Potassium acetate activation strategy for synthesizing multiple heteroatom-doped porous carbons containing 2D nanosheets from polybenzoxazine for supercapacitor applications

Ultrathin 2D porous carbon nanosheets are superior candidates for the electrode of carbon-based supercapacitor (C-SCs), due to its short ion diffusion distance and rapid electron transfer within the 2D layers than particulate carbon. However, most methods for synthesizing 2D nanosheets are complex and time-consuming. So, preparing 2D nanosheets using a simple method is still challenging. In our work, we employed a simple salt-based method to prepare porous carbon containing graphene-like nanosheets (PCCGNs) using sulfur-containing polybenzoxazine as carbon source and potassium acetate (CH3COOK) as an activator.

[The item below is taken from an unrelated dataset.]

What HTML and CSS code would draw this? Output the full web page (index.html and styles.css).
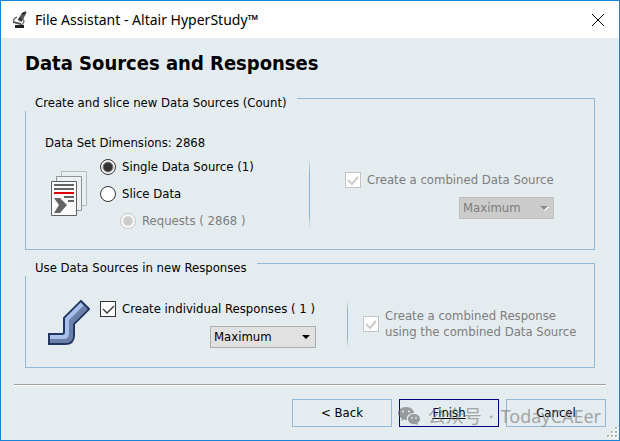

The resulting 2D nanosheets in PCCGNs not only displays a large aspect ratio, a smooth surface with some wrinkle, ultrathin thickness (5 nm), and a larger specific surface area (up to 1425 m2 g−1), but also has a higher concentration of oxygen atoms on the surface by both in-situ and ex-situ strategies. The specific capacitance of PCCGNs-1:4 in the three-electrode system reaches 151F g−1, demonstrating its high electrochemical performance. Also, it has an excellent rate capability (up to 78.1 %), surpassing that of PCs-1:1without nanosheets structure (73.9 %). When assembled into a symmetrical supercapacitor device, PCCGNs show excellent cycling stability. At a power density of 250 W kg−1, the energy density of the capacitor reaches 3.37 Wh kg−1. These results demonstrate PCCGNs is a superior candidate for electrochemical energy storage applications.